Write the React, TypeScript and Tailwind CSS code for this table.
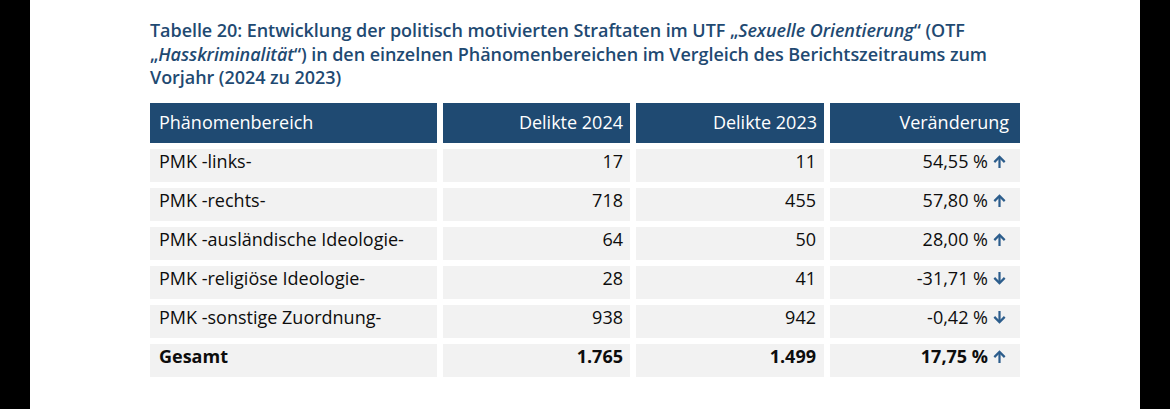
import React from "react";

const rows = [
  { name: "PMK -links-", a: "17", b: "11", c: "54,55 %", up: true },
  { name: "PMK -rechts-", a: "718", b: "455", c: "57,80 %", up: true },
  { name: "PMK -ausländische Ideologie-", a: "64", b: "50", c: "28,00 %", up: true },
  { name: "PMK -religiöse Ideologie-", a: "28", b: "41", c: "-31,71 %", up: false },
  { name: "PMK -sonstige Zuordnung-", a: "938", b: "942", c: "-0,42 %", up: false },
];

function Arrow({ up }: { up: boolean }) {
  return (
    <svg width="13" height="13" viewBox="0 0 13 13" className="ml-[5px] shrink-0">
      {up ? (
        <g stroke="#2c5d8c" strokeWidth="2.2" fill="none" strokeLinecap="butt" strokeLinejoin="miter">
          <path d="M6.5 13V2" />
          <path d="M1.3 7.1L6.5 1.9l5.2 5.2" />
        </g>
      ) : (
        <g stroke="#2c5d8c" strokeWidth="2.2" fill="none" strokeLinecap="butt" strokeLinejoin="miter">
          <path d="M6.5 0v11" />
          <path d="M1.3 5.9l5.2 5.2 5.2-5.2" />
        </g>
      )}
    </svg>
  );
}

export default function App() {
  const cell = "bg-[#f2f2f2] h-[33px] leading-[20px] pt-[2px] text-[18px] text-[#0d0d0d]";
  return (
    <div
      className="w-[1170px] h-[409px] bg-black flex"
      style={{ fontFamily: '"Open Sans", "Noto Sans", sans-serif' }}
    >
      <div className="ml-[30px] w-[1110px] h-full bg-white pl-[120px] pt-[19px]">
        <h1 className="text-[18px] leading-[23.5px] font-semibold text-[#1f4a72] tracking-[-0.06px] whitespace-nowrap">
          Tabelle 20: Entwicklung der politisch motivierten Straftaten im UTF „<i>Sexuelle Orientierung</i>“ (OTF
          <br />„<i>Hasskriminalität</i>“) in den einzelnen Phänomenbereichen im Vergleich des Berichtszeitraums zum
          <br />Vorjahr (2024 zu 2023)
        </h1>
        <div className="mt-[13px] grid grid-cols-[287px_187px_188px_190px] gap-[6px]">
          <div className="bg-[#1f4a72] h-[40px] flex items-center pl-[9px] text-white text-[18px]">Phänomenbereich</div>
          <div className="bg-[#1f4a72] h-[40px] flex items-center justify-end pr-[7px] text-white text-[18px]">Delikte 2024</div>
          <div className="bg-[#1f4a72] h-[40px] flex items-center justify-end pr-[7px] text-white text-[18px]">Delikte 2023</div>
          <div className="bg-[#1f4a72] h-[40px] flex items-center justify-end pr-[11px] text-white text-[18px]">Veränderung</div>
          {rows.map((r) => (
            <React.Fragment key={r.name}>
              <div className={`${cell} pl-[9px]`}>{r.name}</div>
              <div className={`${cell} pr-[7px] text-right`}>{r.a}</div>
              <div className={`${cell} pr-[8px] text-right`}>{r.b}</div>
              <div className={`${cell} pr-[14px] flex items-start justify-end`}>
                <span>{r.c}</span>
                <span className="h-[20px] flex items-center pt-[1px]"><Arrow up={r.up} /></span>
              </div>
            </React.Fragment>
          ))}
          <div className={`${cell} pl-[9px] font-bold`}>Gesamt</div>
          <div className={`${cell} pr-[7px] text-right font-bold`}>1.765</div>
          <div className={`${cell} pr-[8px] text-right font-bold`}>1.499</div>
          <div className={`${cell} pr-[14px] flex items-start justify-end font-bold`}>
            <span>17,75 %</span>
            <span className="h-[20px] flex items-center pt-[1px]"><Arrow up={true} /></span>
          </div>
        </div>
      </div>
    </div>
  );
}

## TASK REQUIREMENTS
Repeat, exactly and in full, each line from the start of the data to the line that contains "import React from". Pictures do not go in.

## CORRECT RESULT
Write the React, TypeScript and Tailwind CSS code for this table.
import React from "react";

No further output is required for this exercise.